■ Collected data
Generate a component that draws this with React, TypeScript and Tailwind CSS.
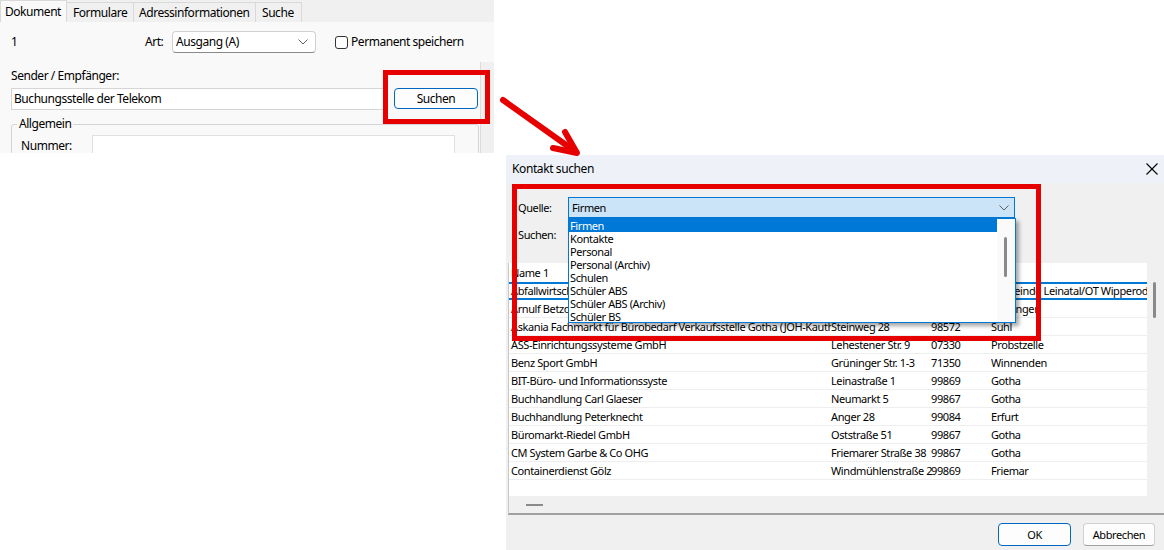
import React from "react";

const rows: string[][] = [
  ["Abfallwirtschaftszweckverband Mittelthüringen", "Gemeindestraße 3", "99880", "Gemeinde Leinatal/OT Wipperoda"],
  ["Arnulf Betzold GmbH", "Ellwanger Str. 4", "73479", "Ellwangen"],
  ["Askania Fachmarkt für Bürobedarf Verkaufsstelle Gotha (JOH-Kauth)", "Steinweg 28", "98572", "Suhl"],
  ["ASS-Einrichtungssysteme GmbH", "Lehestener Str. 9", "07330", "Probstzelle"],
  ["Benz Sport GmbH", "Grüninger Str. 1-3", "71350", "Winnenden"],
  ["BIT-Büro- und Informationssyste", "Leinastraße 1", "99869", "Gotha"],
  ["Buchhandlung Carl Glaeser", "Neumarkt 5", "99867", "Gotha"],
  ["Buchhandlung Peterknecht", "Anger 28", "99084", "Erfurt"],
  ["Büromarkt-Riedel GmbH", "Oststraße 51", "99867", "Gotha"],
  ["CM System Garbe & Co OHG", "Friemarer Straße 38", "99867", "Gotha"],
  ["Containerdienst Gölz", "Windmühlenstraße 2", "99869", "Friemar"],
];

const sources = [
  "Firmen",
  "Kontakte",
  "Personal",
  "Personal (Archiv)",
  "Schulen",
  "Schüler ABS",
  "Schüler ABS (Archiv)",
  "Schüler BS",
];

function Chevron() {
  return (
    <svg width="10" height="6" viewBox="0 0 10 6" className="shrink-0">
      <polyline points="0.5,0.5 5,5 9.5,0.5" fill="none" stroke="#606060" strokeWidth="1" />
    </svg>
  );
}

function LeftWindow() {
  return (
    <div className="absolute left-0 top-0 w-[494px] h-[153px] overflow-hidden bg-[#f0f0f0] text-[12px] leading-[16px] tracking-[-0.45px] text-black">
      <div className="flex items-end h-[22px]">
        <div className="h-[22px] w-[67px] shrink-0 whitespace-nowrap bg-[#f9f9f9] border border-b-0 border-[#d9d9d9] pl-[4px] flex items-center">Dokument</div>
        <div className="h-[20px] w-[67px] shrink-0 whitespace-nowrap border-t border-r border-[#d9d9d9] pl-[6px] flex items-center">Formulare</div>
        <div className="h-[20px] w-[122px] shrink-0 whitespace-nowrap border-t border-r border-[#d9d9d9] pl-[5px] flex items-center">Adressinformationen</div>
        <div className="h-[20px] w-[46px] shrink-0 whitespace-nowrap border-t border-r border-[#d9d9d9] pl-[6px] flex items-center">Suche</div>
      </div>
      <div className="flex h-[131px] bg-[#f9f9f9]">
        <div className="w-[480px] flex flex-col">
          <div className="flex items-center mt-[9px] h-[22px] pl-[11px]">
            <span className="w-[134px]">1</span>
            <span className="w-[27px]">Art:</span>
            <div className="w-[144px] h-[22px] bg-white border border-[#d0d0d0] border-b-[#8a8a8a] rounded-[4px] flex items-center justify-between pl-[3px] pr-[7px]">
              <span>Ausgang (A)</span>
              <Chevron />
            </div>
            <div className="ml-[19px] w-[13px] h-[13px] border border-[#333] rounded-[3px] bg-white" />
            <span className="ml-[3px]">Permanent speichern</span>
          </div>
          <div className="ml-[11px] mt-[7px] h-px bg-[#a0a0a0]" />
          <div className="ml-[11px] mt-[8px] h-[16px]">Sender / Empfänger:</div>
          <div className="flex mt-[4px] h-[22px]">
            <div className="ml-[11px] w-[373px] h-[22px] bg-white border border-[#d5d5d5] flex items-center pl-[2px]">Buchungsstelle der Telekom</div>
            <div className="ml-[10px] w-[84px] h-[21px] bg-[#fdfdfd] border border-[#0067c0] rounded-[4px] flex items-center justify-center">Suchen</div>
          </div>
          <fieldset className="ml-[11px] mt-[6px] w-[468px] border border-[#d5d5d5] rounded-[3px] pl-[5px] pr-[8px] pb-[4px]">
            <legend className="px-[2px] leading-[16px]">Allgemein</legend>
            <div className="flex items-center mt-[3px]">
              <span className="w-[75px] pl-[4px]">Nummer:</span>
              <div className="w-[363px] h-[22px] bg-white border border-[#e0e0e0]" />
            </div>
          </fieldset>
        </div>
        <div className="w-[14px] flex flex-col">
          <div className="h-[40px]" />
          <div className="flex-1 bg-[#f0f0f0] border-l border-[#dcdcdc]" />
        </div>
      </div>
    </div>
  );
}

function Dialog() {
  return (
    <div className="absolute left-[506px] top-[155px] w-[658px] h-[395px] bg-[#f0f0f0] flex flex-col text-[11px] leading-[14px] tracking-[-0.4px] text-black">
      <div className="h-[28px] shrink-0 bg-[#eef2f8] flex items-center justify-between pl-[6px] pr-[6px] text-[12px]">
        <span>Kontakt suchen</span>
        <svg width="12" height="12" viewBox="0 0 12 12">
          <line x1="0.5" y1="0.5" x2="11.5" y2="11.5" stroke="#000" strokeWidth="1.1" />
          <line x1="11.5" y1="0.5" x2="0.5" y2="11.5" stroke="#000" strokeWidth="1.1" />
        </svg>
      </div>
      <div className="flex items-center mt-[14px] h-[21px] shrink-0">
        <span className="w-[62px] pl-[12px]">Quelle:</span>
        <div className="relative">
          <div className="w-[447px] h-[21px] bg-[#cce4f7] border border-[#0078d7] flex items-center justify-between pl-[3px] pr-[5px]">
            <span>Firmen</span>
            <Chevron />
          </div>
          <div className="absolute left-0 top-[21px] z-20 w-[448px] h-[105px] bg-white border border-[#0078d7] shadow-[3px_3px_4px_rgba(0,0,0,0.35)] flex">
            <div className="flex-1 flex flex-col">
              {sources.map((s, i) => (
                <div
                  key={s}
                  className={
                    i === 0
                      ? "h-[13px] leading-[13px] pl-[1px] bg-[#0078d7] text-white"
                      : "h-[13px] leading-[13px] pl-[1px]"
                  }
                >
                  {s}
                </div>
              ))}
            </div>
            <div className="w-[18px] bg-[#fafafa] pt-[18px] pl-[7px]">
              <div className="w-[3px] h-[40px] rounded-full bg-[#8a8a8a]" />
            </div>
          </div>
        </div>
      </div>
      <div className="flex items-center mt-[6px] h-[21px] shrink-0">
        <span className="w-[62px] pl-[12px]">Suchen:</span>
        <div className="w-[447px] h-[21px] bg-white border border-[#d0d0d0]" />
      </div>
      <div className="mt-[18px] ml-[2px] h-[252px] shrink-0 flex flex-col border-l border-[#c8c8c8] border-b-2 border-b-[#a0a0a0]">
        <div className="flex-1 flex min-h-0">
          <div className="flex-1 min-w-0 bg-white flex flex-col overflow-hidden">
            <div className="h-[19px] flex items-center pl-[2px]">Name 1</div>
            {rows.map((r, i) => (
              <div
                key={r[0]}
                className={
                  i === 0
                    ? "h-[18px] flex items-center overflow-hidden border-y-2 border-[#0078d7]"
                    : "h-[18px] flex items-center overflow-hidden border-b border-[#eeeeee]"
                }
              >
                <span className="w-[322px] shrink-0 pl-[2px] overflow-hidden whitespace-nowrap">{r[0]}</span>
                <span className="w-[100px] shrink-0 whitespace-nowrap">{r[1]}</span>
                <span className="w-[60px] shrink-0 overflow-hidden whitespace-nowrap">{r[2]}</span>
                <span className="flex-1 min-w-0 overflow-hidden whitespace-nowrap">{r[3]}</span>
              </div>
            ))}
          </div>
          <div className="w-[17px] shrink-0 bg-[#f0f0f0] mt-[2px] pt-[17px] pl-[6px]">
            <div className="w-[3px] h-[36px] rounded-full bg-[#8a8a8a]" />
          </div>
        </div>
        <div className="h-[17px] bg-[#f0f0f0] flex items-center pl-[17px]">
          <div className="w-[17px] h-[2px] bg-[#8a8a8a]" />
        </div>
      </div>
      <div className="flex-1 flex justify-end items-start pt-[8px] pr-[9px] gap-[12px]">
        <div className="w-[73px] h-[23px] bg-[#fdfdfd] border border-[#0067c0] rounded-[4px] flex items-center justify-center">OK</div>
        <div className="w-[72px] h-[23px] bg-[#fdfdfd] border border-[#d0d0d0] border-b-[#a0a0a0] rounded-[4px] flex items-center justify-center">Abbrechen</div>
      </div>
    </div>
  );
}

export default function App() {
  return (
    <div className="relative w-[1164px] h-[550px] bg-white overflow-hidden font-['Noto_Sans',sans-serif]">
      <LeftWindow />
      <Dialog />
      <div className="absolute left-[383px] top-[70px] w-[107px] h-[54px] border-[5px] border-[#e60000]" />
      <div className="absolute left-[512px] top-[184px] w-[529px] h-[157px] border-[5px] border-[#e60000] z-30" />
      <svg className="absolute left-[490px] top-[90px]" width="100" height="75" viewBox="0 0 100 75">
        <line x1="13" y1="10" x2="86" y2="62" stroke="#e60000" strokeWidth="6" strokeLinecap="round" />
        <polyline points="63,58 87,63 75,42" fill="none" stroke="#e60000" strokeWidth="6" strokeLinecap="round" strokeLinejoin="round" />
      </svg>
    </div>
  );
}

■ What is required
Write out each line of the listing above, exactly, from its first line to the line holding "import React from", inclusive. Skip the pictures.

■ The result
Generate a component that draws this with React, TypeScript and Tailwind CSS.
import React from "react";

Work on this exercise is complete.